What the exercise asks:
Retype the data exactly, from its first line to the line containing "['t.ns.arvancdn.ir', 'w.ns.arvancdn.ir', '', '', ''];", including both, and skip any picture.

Information supplied:
-- Start --

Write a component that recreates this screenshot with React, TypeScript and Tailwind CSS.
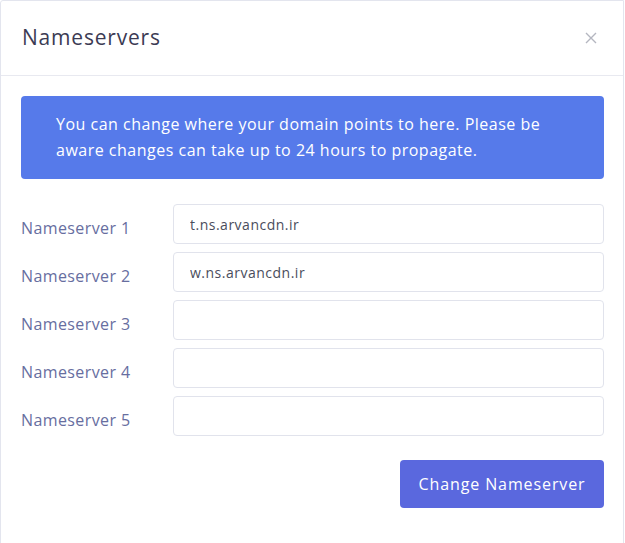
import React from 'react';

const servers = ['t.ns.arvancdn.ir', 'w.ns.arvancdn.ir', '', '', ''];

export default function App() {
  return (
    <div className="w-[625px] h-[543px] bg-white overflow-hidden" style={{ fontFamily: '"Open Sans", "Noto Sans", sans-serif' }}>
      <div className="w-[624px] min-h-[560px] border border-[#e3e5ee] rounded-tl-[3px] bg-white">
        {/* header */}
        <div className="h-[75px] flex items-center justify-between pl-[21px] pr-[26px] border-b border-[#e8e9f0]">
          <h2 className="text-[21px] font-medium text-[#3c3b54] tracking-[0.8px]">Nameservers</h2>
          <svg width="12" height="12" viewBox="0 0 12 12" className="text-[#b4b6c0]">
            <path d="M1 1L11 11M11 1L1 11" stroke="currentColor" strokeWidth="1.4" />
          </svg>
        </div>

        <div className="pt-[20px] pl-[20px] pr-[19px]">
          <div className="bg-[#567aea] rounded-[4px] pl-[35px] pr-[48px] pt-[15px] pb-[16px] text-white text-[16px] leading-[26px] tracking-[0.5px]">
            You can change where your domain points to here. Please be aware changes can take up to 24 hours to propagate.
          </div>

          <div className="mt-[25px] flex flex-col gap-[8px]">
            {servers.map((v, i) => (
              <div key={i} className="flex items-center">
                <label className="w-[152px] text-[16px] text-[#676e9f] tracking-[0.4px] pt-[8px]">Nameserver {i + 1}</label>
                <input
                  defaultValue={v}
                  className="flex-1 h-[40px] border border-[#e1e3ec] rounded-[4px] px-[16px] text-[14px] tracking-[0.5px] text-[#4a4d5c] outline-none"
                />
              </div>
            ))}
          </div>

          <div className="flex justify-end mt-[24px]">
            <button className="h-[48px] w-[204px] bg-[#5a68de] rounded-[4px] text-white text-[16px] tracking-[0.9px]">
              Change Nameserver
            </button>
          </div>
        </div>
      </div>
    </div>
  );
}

-- End --

Expected answer:
Write a component that recreates this screenshot with React, TypeScript and Tailwind CSS.
import React from 'react';

const servers = ['t.ns.arvancdn.ir', 'w.ns.arvancdn.ir', '', '', ''];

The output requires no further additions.